Your instructions — Output the first line of the listing and each line after it, up to and including the line that contains "const red = '#e34033';", exactly as written, minus the pictures.

Supplied information —
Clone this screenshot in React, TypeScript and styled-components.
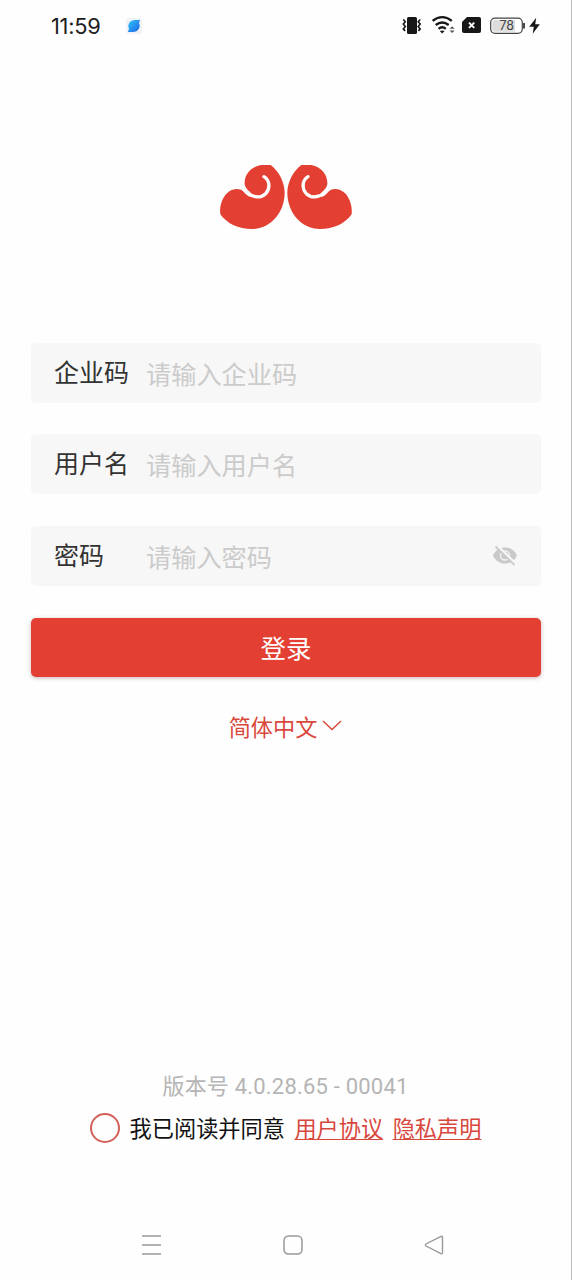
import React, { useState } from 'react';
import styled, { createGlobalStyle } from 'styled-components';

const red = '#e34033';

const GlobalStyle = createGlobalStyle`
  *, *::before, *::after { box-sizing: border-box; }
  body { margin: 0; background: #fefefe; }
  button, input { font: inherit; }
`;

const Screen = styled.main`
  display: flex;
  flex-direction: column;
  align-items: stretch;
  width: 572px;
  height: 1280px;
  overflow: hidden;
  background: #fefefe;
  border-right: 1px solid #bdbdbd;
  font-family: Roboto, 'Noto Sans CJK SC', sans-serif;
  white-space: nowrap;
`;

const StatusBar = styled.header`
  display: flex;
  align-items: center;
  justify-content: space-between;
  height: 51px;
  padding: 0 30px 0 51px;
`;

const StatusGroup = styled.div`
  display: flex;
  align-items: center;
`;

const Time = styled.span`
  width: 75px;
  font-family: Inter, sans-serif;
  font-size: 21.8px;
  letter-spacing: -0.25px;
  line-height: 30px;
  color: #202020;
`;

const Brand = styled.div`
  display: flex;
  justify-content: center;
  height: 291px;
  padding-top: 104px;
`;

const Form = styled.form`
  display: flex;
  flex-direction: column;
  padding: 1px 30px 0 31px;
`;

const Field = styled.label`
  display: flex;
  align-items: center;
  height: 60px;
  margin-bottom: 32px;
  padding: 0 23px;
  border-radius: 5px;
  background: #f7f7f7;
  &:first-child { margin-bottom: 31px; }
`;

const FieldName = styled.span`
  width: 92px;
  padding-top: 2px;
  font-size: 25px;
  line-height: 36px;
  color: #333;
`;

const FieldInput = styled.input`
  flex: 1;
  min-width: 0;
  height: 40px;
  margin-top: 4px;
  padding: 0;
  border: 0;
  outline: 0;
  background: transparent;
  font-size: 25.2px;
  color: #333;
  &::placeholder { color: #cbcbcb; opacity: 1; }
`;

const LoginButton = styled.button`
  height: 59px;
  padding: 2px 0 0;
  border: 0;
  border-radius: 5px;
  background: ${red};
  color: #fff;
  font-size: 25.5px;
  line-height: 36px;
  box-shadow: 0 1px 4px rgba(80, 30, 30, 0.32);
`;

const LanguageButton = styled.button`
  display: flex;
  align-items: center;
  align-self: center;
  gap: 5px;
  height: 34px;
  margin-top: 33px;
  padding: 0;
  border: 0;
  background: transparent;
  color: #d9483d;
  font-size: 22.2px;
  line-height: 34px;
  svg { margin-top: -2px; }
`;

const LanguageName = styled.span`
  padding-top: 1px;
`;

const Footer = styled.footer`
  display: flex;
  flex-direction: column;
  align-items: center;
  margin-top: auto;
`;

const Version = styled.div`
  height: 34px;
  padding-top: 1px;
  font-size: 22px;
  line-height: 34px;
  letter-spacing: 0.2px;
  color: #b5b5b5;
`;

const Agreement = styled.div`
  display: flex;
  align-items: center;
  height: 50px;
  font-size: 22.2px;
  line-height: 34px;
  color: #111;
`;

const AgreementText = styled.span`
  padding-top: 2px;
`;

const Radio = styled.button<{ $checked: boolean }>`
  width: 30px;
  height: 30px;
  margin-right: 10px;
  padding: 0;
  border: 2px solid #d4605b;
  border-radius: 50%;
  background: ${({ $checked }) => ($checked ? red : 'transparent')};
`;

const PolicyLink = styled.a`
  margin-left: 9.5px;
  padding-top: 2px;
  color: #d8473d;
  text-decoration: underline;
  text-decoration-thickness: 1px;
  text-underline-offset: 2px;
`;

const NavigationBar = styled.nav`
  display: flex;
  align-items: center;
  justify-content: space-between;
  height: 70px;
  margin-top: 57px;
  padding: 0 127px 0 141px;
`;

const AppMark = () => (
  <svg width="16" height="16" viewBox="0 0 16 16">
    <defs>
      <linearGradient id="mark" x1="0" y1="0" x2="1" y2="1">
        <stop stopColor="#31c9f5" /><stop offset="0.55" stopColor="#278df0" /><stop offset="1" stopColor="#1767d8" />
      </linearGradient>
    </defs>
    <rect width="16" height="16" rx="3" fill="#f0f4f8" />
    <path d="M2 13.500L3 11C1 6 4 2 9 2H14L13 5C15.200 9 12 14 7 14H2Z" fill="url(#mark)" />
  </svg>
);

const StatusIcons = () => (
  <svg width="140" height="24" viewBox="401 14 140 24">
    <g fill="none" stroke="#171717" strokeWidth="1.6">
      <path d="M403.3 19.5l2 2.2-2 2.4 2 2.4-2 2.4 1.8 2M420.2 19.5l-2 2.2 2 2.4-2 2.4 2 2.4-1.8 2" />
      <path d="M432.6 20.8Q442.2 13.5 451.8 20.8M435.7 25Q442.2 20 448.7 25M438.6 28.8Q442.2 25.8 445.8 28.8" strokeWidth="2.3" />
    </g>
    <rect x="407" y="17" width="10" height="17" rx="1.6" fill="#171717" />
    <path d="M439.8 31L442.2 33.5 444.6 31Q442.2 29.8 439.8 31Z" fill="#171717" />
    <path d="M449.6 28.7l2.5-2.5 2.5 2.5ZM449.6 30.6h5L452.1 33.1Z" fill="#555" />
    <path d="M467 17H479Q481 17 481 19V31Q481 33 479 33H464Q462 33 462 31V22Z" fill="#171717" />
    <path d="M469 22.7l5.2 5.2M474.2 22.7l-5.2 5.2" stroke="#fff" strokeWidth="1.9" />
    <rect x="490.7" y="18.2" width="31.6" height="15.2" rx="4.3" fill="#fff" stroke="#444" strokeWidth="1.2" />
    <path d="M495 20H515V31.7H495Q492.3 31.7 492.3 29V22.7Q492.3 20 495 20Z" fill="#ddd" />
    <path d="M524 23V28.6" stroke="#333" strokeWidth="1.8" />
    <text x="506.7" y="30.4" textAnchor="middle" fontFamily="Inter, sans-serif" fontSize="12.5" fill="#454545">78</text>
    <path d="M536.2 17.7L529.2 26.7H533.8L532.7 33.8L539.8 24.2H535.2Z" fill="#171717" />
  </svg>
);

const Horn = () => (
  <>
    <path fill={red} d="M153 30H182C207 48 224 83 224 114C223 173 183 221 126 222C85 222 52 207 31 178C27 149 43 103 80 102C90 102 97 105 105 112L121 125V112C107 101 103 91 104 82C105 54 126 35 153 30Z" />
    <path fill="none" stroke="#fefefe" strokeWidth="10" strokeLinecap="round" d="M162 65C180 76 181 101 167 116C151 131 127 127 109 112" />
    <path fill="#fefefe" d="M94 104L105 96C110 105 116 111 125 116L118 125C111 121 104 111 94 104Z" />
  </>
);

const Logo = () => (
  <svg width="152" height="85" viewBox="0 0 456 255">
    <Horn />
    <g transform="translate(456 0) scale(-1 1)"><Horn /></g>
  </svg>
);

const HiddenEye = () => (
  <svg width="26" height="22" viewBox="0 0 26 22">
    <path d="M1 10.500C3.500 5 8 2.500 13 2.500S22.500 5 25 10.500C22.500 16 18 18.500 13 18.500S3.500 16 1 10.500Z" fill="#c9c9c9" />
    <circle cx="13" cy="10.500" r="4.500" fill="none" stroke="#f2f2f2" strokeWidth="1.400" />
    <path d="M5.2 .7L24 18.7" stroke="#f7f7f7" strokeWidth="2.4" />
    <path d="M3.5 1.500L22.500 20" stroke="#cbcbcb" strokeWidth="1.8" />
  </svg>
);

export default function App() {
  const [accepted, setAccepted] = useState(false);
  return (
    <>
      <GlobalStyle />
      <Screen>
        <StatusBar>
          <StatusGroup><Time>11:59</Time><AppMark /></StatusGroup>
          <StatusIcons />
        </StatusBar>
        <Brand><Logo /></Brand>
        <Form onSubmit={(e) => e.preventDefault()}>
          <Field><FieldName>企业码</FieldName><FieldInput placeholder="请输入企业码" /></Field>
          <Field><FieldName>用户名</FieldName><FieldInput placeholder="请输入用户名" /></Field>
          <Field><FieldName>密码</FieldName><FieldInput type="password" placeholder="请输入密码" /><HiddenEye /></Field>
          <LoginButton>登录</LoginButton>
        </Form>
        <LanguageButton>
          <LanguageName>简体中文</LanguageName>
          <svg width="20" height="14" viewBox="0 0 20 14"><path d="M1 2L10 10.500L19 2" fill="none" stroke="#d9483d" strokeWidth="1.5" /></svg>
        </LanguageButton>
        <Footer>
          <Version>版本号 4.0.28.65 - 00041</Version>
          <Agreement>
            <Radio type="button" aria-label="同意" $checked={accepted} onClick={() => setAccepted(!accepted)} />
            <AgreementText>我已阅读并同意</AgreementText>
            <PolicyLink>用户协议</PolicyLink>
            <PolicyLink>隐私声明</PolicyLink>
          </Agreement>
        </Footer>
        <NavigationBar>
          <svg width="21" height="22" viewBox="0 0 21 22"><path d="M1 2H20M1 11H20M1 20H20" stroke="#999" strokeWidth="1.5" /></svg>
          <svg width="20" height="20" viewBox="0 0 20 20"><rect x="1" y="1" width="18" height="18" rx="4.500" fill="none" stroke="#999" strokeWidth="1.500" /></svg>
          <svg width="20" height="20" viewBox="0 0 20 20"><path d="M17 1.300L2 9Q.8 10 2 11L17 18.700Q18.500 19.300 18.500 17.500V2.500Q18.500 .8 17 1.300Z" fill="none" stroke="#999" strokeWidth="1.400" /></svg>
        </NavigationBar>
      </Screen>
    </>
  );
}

Solution for this exercise —
Clone this screenshot in React, TypeScript and styled-components.
import React, { useState } from 'react';
import styled, { createGlobalStyle } from 'styled-components';

const red = '#e34033';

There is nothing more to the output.